Les cheveux sont classés en quatre catégories : de 1 pour cheveux fins et lisses à 4 pour cheveux crépus, avec un sous-classement allant de A à C. Ma texture de cheveux est qualifiée de 4C, ils sont crépus et frisés. Comme toutes les personnes relevant des catégories 3 et 4, je livre une bataille quotidienne à mes cheveux car, à l'état naturel, ils peuvent donner lieu à des qualificatifs tels que « peu professionnels », « indisciplinés », voire « négligés ».

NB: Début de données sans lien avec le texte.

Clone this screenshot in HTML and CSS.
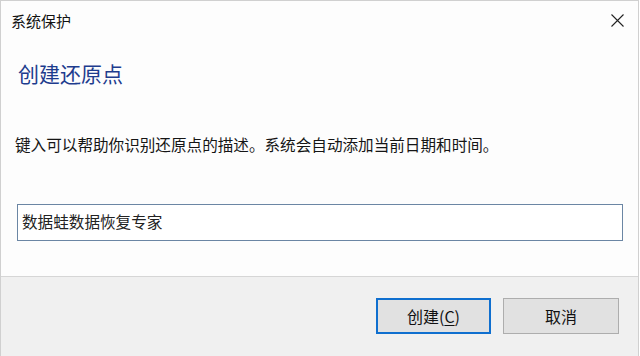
FILE: index.html
```html
<!DOCTYPE html>
<html lang="zh-CN">
<head>
<meta charset="utf-8">
<title>系统保护</title>
<link rel="stylesheet" href="styles.css">
</head>
<body>
<div class="window">
  <div class="titlebar">
    <span class="title">系统保护</span>
    <span class="close" aria-label="关闭">
      <svg width="13" height="13" viewBox="0 0 13 13"><path d="M0.5 0.5 L12.5 12.5 M12.5 0.5 L0.5 12.5" stroke="#222" stroke-width="1.1" fill="none"/></svg>
    </span>
  </div>
  <div class="content">
    <h1 class="heading">创建还原点</h1>
    <p class="desc">键入可以帮助你识别还原点的描述。系统会自动添加当前日期和时间。</p>
    <div class="field">数据蛙数据恢复专家</div>
  </div>
  <div class="footer">
    <button class="btn btn-default">创建(<u>C</u>)</button>
    <button class="btn">取消</button>
  </div>
</div>
</body>
</html>
```
FILE: styles.css
```css
html, body {
  margin: 0;
  padding: 0;
  background: #ffffff;
}
body {
  width: 640px;
  height: 356px;
  overflow: hidden;
  font-family: "Noto Sans CJK SC", "Noto Sans", sans-serif;
  color: #1a1a1a;
}
.window {
  box-sizing: border-box;
  width: 639px;
  height: 356px;
  border: 1px solid #d0d0d0;
  border-bottom: none;
  display: flex;
  flex-direction: column;
  background: #fdfdfd;
}
.titlebar {
  height: 40px;
  display: flex;
  justify-content: space-between;
  align-items: flex-start;
  padding: 12px 14px 0 10px;
  box-sizing: border-box;
}
.title {
  font-size: 15px;
  line-height: 15px;
  color: #111;
}
.close {
  display: block;
  width: 13px;
  height: 13px;
  margin-top: 1px;
}
.close svg { display: block; }
.content {
  flex: 1;
  padding-left: 16px;
  padding-right: 16px;
}
.heading {
  margin: 21px 0 0 1px;
  font-size: 21px;
  line-height: 22px;
  font-weight: normal;
  color: #1e3c8e;
}
.desc {
  margin: 52px 0 0 -2px;
  font-size: 15.6px;
  line-height: 16px;
  color: #151515;
}
.field {
  box-sizing: border-box;
  margin-top: 52px;
  width: 606px;
  height: 37px;
  border: 1px solid #6b86a4;
  background: #ffffff;
  padding: 8px 0 0 4px;
  font-size: 15.6px;
  line-height: 16px;
  color: #222;
}
.footer {
  height: 80px;
  box-sizing: border-box;
  background: #f0f0f0;
  border-top: 1px solid #d6d6d6;
  display: flex;
  justify-content: flex-end;
  align-items: flex-start;
  gap: 12px;
  padding: 21px 19px 0 0;
}
.btn {
  box-sizing: border-box;
  width: 116px;
  height: 36px;
  background: #e1e1e1;
  border: 1px solid #adadad;
  font-family: inherit;
  font-size: 16px;
  line-height: 16px;
  color: #111;
  padding: 0;
}
.btn-default {
  width: 115px;
  border: 2px solid #0f6fcf;
}
.btn u { text-decoration-thickness: 1px; text-underline-offset: 2px; }
```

II y a quelques années, en France, on nous tirait systématiquement les cheveux. Dans les années 1980, les stars racisées ont développé l'usage de produits chimiques qui parvenaient à donner aux cheveux une texture plus souple. Les mèches ont fait leur apparition, en masse : elles permettaient de tresser le cheveu pour le protéger contre la casse et le rallonger. Puis les perruques sont arrivées, ainsi que toutes sortes d'artifices que les femmes concernées ont massivement achetés. La grande époque du tissage a commencé, qui a permis de coudre des bandes de cheveux naturels, venus d'Inde principalement. Enfin, la démocratisation totale a été permise par le fameux lissage brésilien, largement utilisé par les types 2 à 4, avec les conséquences que l'on connaît en matière d'allergies, de problèmes respiratoires et de cancers.
Pourquoi ces explications sur les classements capillaires et les tendances du cheveu afro ? Pour vous rappeler, s'il en était besoin, l'objectif qui a animé pendant tant d'années les 20 % de la population française aux cheveux bouclés, frisés et crépus : se rapprocher le plus possible de la norme, apparaître socialement plus acceptable. Le modèle français donne parfois l'impression d'un modèle d'assimilation, dans lequel le cheveu raide est universel. Cette proposition de loi vise à tordre le cou à cette injonction sociétale et à affirmer que la multiculturalité est une richesse acceptée, voire revendiquée, et qu'avoir des cheveux différents, c'est OK ! Parce que c'est normal, même pour Amaury et sa coiffure spéciale ou pour Mathilde qui souffre d'alopécie totale, la maladie dont Édouard Philippe est également atteint.
Dans Le Parisien, hier, Marie-France témoignait de son expérience : « J'ai décidé de laisser mes cheveux tranquilles. À force de traitements faits pour mieux s'intégrer, ma mère a eu de l'alopécie et porte une perruque. Trop de femmes noires sont dans cette situation à cause des produits chimiques. C'est un enjeu de santé publique. » Elle se félicitait de la libération de la parole sur ces sujets méconnus.
Avec cette proposition de loi, j'émets le souhait que désormais, lorsque je changerai de coiffure, on arrêtera de me dire que les cheveux lisses me vont vraiment mieux, ou pire, que mes cheveux – plutôt que la teneur de mes propos – ouvrent le droit de m'attaquer sur les réseaux sociaux. Avec cette proposition de loi, j'émets le souhait que les afro-descendantes n'iront pas dépenser 200 euros avant un entretien d'embauche pour se lisser le cheveu, de peur de ne pas être recrutées. En effet, si l'arsenal législatif existe, il n'est pas utilisé. J'ai réuni plus de 200 personnes la semaine dernière à l'Assemblée, dans le cadre des vingt ans de la charte de la diversité, et je vous confirme qu'aucune condamnation n'a été prononcée en 2023 pour ce motif.
Avec cette proposition de loi, j'émets le souhait que notre travail protège l'ensemble de nos concitoyens dans toute leur diversité. Nous pouvons le faire aujourd'hui grâce à ce texte qui apporte une précision en matière de discrimination, afin que davantage de personnes s'en saisissent ; une précision qui donne un signal fort car elle démontre que nous voyons ce qui se passe, que nous ne sommes ni hors sol ni dans le déni de la réalité ; une précision qui permet à une partie des Français d'être reconnus pour ce qu'ils sont et de leur donner le simple droit d'être. Vous l'aurez compris : nous voterons ce texte.